21. The composition according to claim 16 wherein said thermoplastic rubber is present in a weight ratio to said ultra high molecular weight polyethylene at about 1:50 to about 1:4.

22. The composition according to claim 16 wherein said composition has an MFR 250° C. value at 2.5 Kg from 0.2 to 5.5 as measured by ASTM D1238.

23. The composition according to claim 16 wherein said composition has a tensile modulus as measured by ASTM D-638 of about 2600 psi to about 2825 psi.

24. The composition according to claim 16 wherein said thermoplastic rubber is present in a weight ratio to said ultra high molecular weight polyethylene at about 1:40 to about 1:5.

25. A composition comprising a pellet of a thermoplastic rubber and an ultra high molecular weight polyethylene said composition having a flexural modulus as measured by ASTM D-790 of less than 130,000 psi.

26. The composition according to claim 25 wherein said ultra high molecular weight polyethylene has a molecular weight between 1,000,000 and 8,000,000.

27. The composition according to claim 25 wherein said thermoplastic rubber is a styrene block copolymer.

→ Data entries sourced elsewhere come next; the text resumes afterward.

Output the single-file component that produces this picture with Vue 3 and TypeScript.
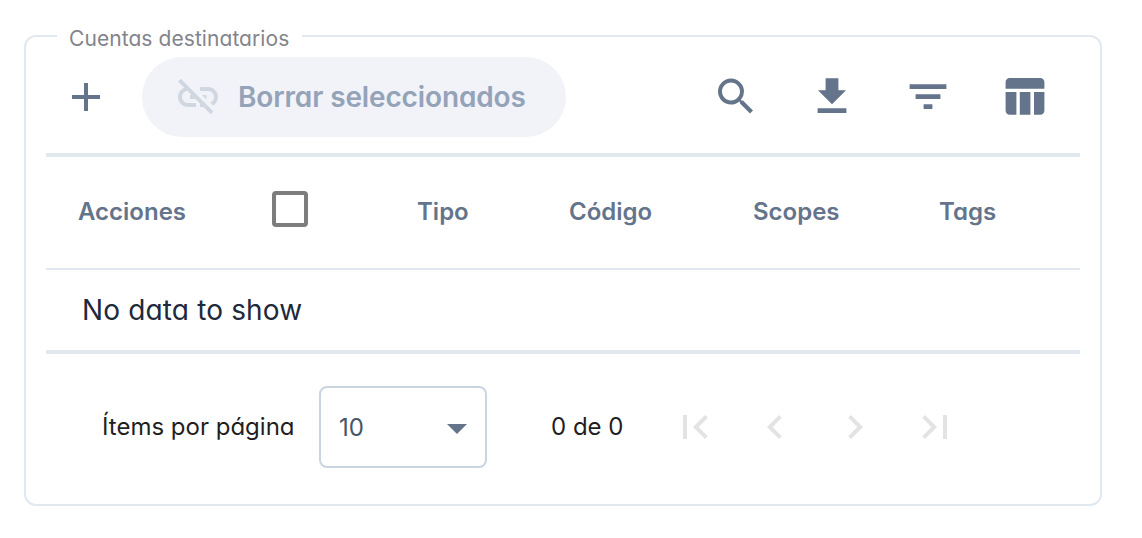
<script setup lang="ts">
interface Column { label: string; cls: string }

const columns: Column[] = [
  { label: 'Tipo', cls: 'tipo' },
  { label: 'Código', cls: 'codigo' },
  { label: 'Scopes', cls: 'scopes' },
  { label: 'Tags', cls: 'tags' },
]

const tools: { name: string; d: string }[] = [
  { name: 'Buscar', d: 'M15.5 14.3h-.79l-.28-.27A6.47 6.47 0 0 0 16 9.8 6.5 6.5 0 1 0 9.5 16.3c1.61 0 3.09-.59 4.23-1.57l.27.28v.79l5 4.99L20.49 19.3l-4.99-5zm-6 0C7.01 14.3 5 12.29 5 9.8S7.01 5.3 9.5 5.3 14 7.31 14 9.8 11.99 14.3 9.5 14.3z' },
  { name: 'Descargar', d: 'M19 9.1h-3.8V3.1H8.8v6H5l7 7 7-7zM4.8 18.1v2.4h14.4v-2.4z' },
  { name: 'Filtrar', d: 'M9.8 18.5h4.4v-2.4H9.8zM2.8 6.1v2.4h18.4V6.1zM5.8 13.5h12.4v-2.4H5.8z' },
  { name: 'Columnas', d: 'M9.9 10h5.3v11.4H9.9V10zM17 21.4h3.2c1.1 0 2-.9 2-2V10H17v11.4zM20.2 3H4.8c-1.1 0-2 .9-2 2v3.4h19.4V5c0-1.1-.9-2-2-2zM2.8 19.4c0 1.1.9 2 2 2h3.4V10H2.8v9.4z' },
]

const pages: { name: string; d: string }[] = [
  { name: 'Primera', d: 'M18.41 16.59L13.82 12l4.59-4.59L17 6l-6 6 6 6zM6 6h2v12H6z' },
  { name: 'Anterior', d: 'M15.41 7.41L14 6l-6 6 6 6 1.41-1.41L10.83 12z' },
  { name: 'Siguiente', d: 'M10 6L8.59 7.41 13.17 12l-4.58 4.59L10 18l6-6z' },
  { name: 'Última', d: 'M5.59 7.41L10.18 12l-4.59 4.59L7 18l6-6-6-6zM16 6h2v12h-2z' },
]
</script>

<template>
  <fieldset class="panel">
    <legend><span>Cuentas destinatarios</span></legend>
    <div class="toolbar">
      <button class="icon add" aria-label="Agregar">
        <svg viewBox="0 0 24 24"><path d="M19 13h-6v6h-2v-6H5v-2h6V5h2v6h6z" /></svg>
      </button>
      <button class="unlink" disabled>
        <svg viewBox="0 0 24 24"><path d="M14 11h2.2v2.2zM17 7h-4v2h4c1.65 0 3 1.35 3 3 0 1.27-.77 2.37-1.87 2.84l1.4 1.4C21.05 15.36 22 13.79 22 12c0-2.76-2.24-5-5-5zM2 4.27l3.11 3.11C3.29 8.12 2 9.91 2 12c0 2.76 2.24 5 5 5h4v-2H7c-1.65 0-3-1.35-3-3 0-1.59 1.21-2.9 2.76-3.07L8.73 11H8v2h2.73L13 15.27V17h1.73l3.6 3.6 1.41-1.41L3.41 2.86 2 4.27z" /></svg>
        <span>Borrar seleccionados</span>
      </button>
      <div class="tools">
        <button v-for="t in tools" :key="t.name" class="icon" :aria-label="t.name">
          <svg viewBox="0 0 24 24"><path :d="t.d" /></svg>
        </button>
      </div>
    </div>
    <div class="head">
      <span class="acciones">Acciones</span>
      <span class="check" role="checkbox" aria-checked="false"></span>
      <span v-for="c in columns" :key="c.label" :class="c.cls">{{ c.label }}</span>
    </div>
    <div class="empty"><span>No data to show</span></div>
    <div class="pager">
      <span class="items">Ítems por página</span>
      <div class="select">
        <span>10</span>
        <svg viewBox="0 0 20 10"><path d="M0 0h20L10 10z" /></svg>
      </div>
      <span class="range">0 de 0</span>
      <div class="pages">
        <button v-for="p in pages" :key="p.name" class="icon" :aria-label="p.name" disabled>
          <svg viewBox="0 0 24 24"><path :d="p.d" /></svg>
        </button>
      </div>
    </div>
  </fieldset>
</template>

<style>
body {
  background: #fff;
}
</style>

<style scoped>
.panel {
  box-sizing: border-box;
  width: 1078px;
  height: 480px;
  margin: 26px 0 0 24px;
  padding: 0 20px;
  border: 2px solid #e2e8f0;
  border-radius: 12px;
  min-width: 0;
  font-family: Inter, 'Liberation Sans', sans-serif;
  font-feature-settings: 'cv11';
  white-space: nowrap;
}
legend {
  box-sizing: border-box;
  width: 245px;
  height: 20px;
  margin-left: 11px;
  padding: 0 0 0 12px;
  font-size: 21px;
  line-height: 25px;
  letter-spacing: 0.07px;
  color: #83848c;
}
button {
  margin: 0;
  padding: 0;
  border: 0;
  background: none;
  color: inherit;
  font: inherit;
  font-feature-settings: inherit;
}
svg {
  display: block;
  flex: none;
  fill: currentColor;
}
.icon svg {
  width: 48px;
  height: 48px;
}
.toolbar {
  box-sizing: border-box;
  display: flex;
  align-items: center;
  height: 108px;
  margin-top: 3px;
  padding: 0 32px 8px 16px;
  border-bottom: 4px solid #e2e8f0;
  color: #64748b;
}
.unlink {
  display: flex;
  align-items: center;
  width: 424px;
  height: 80px;
  margin-left: 32px;
  padding-left: 32px;
  border-radius: 40px;
  background: #f1f3f8;
  color: #94a3b8;
  font-size: 28px;
  font-weight: 600;
  letter-spacing: -0.13px;
}
.unlink svg {
  width: 48px;
  height: 48px;
  color: #d0d7e1;
}
.unlink span {
  margin-left: 16px;
}
.tools {
  display: flex;
  gap: 48px;
  margin: -2px 0 0 auto;
}
.head {
  box-sizing: border-box;
  display: grid;
  grid-template-columns: 194px 145px 152px 184px 186px 1fr;
  align-items: center;
  height: 113px;
  padding: 0 0 3px 32px;
  border-bottom: 2px solid #e2e8f0;
  color: #64748b;
  font-size: 24px;
  font-weight: 600;
}
.check {
  box-sizing: border-box;
  width: 36px;
  height: 36px;
  margin-top: -5px;
  border: 4px solid #7d7d7d;
  border-radius: 4px;
}
.empty {
  box-sizing: border-box;
  display: flex;
  align-items: center;
  height: 84px;
  padding-left: 36px;
  border-bottom: 4px solid #e2e8f0;
  color: #1e293b;
  font-size: 28px;
  letter-spacing: 0.15px;
}
.pager {
  display: flex;
  align-items: center;
  height: 146px;
  padding-left: 56px;
  color: #1f1f1f;
  font-size: 24px;
}
.items {
  width: 217px;
  padding-bottom: 2px;
}
.select {
  box-sizing: border-box;
  display: flex;
  align-items: center;
  justify-content: space-between;
  width: 168px;
  height: 82px;
  padding: 0 18px;
  border: 2px solid #cbd5e1;
  border-radius: 8px;
  color: #475569;
}
.select svg {
  width: 20px;
  height: 10px;
  margin-top: 3px;
  color: #64748b;
}
.range {
  width: 120px;
  margin-left: 64px;
  padding-bottom: 2px;
}
.pages {
  display: flex;
  gap: 32px;
  color: #e3e3e3;
}
</style>
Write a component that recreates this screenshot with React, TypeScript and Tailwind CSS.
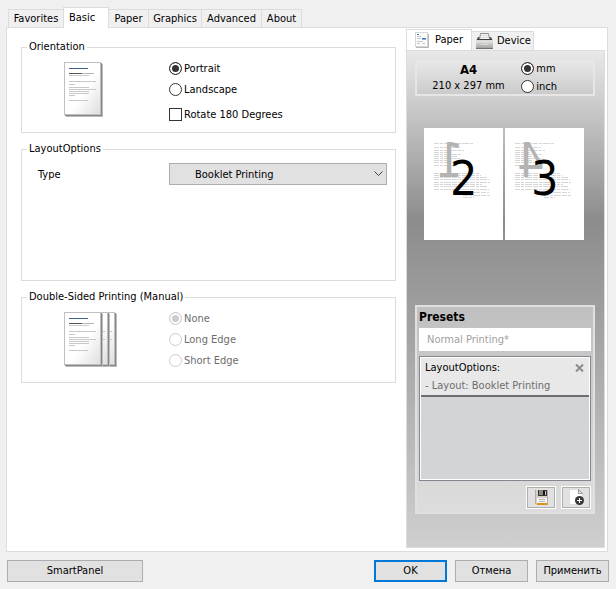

28. The composition according to claim 25 wherein said ultra high molecular weight polyethylene has a molecular weight between 2,000,000 and 7,500,000.

29. The composition according to claim 25 wherein said composition has a flexural modulus as measured by ASTM D-790 of less than 120,000 psi.

30. The composition according to claim 25 wherein said thermoplastic rubber is present in a weight ratio to said ultra high molecular weight polyethylene at about 1:50 to about 1:4.

31. The composition according to claim 25 wherein said composition has an MFR 250° C. value at 2.5 Kg from 0.2 to 5.5 as measured by ASTM D1238.

33. The composition according to claim 25 wherein said composition has a tensile modulus as measured by ASTM D-638 of about 2600 psi to about 2825 psi.

34. The composition according to claim 25 wherein said thermoplastic rubber is present in a weight ratio to said ultra high molecular weight polyethylene at about 1:40 to about 1:5.

35. The composition according to claim 25 wherein said composition has a tensile modulus as measured by ASTM D-638 of less than 110,000 psi.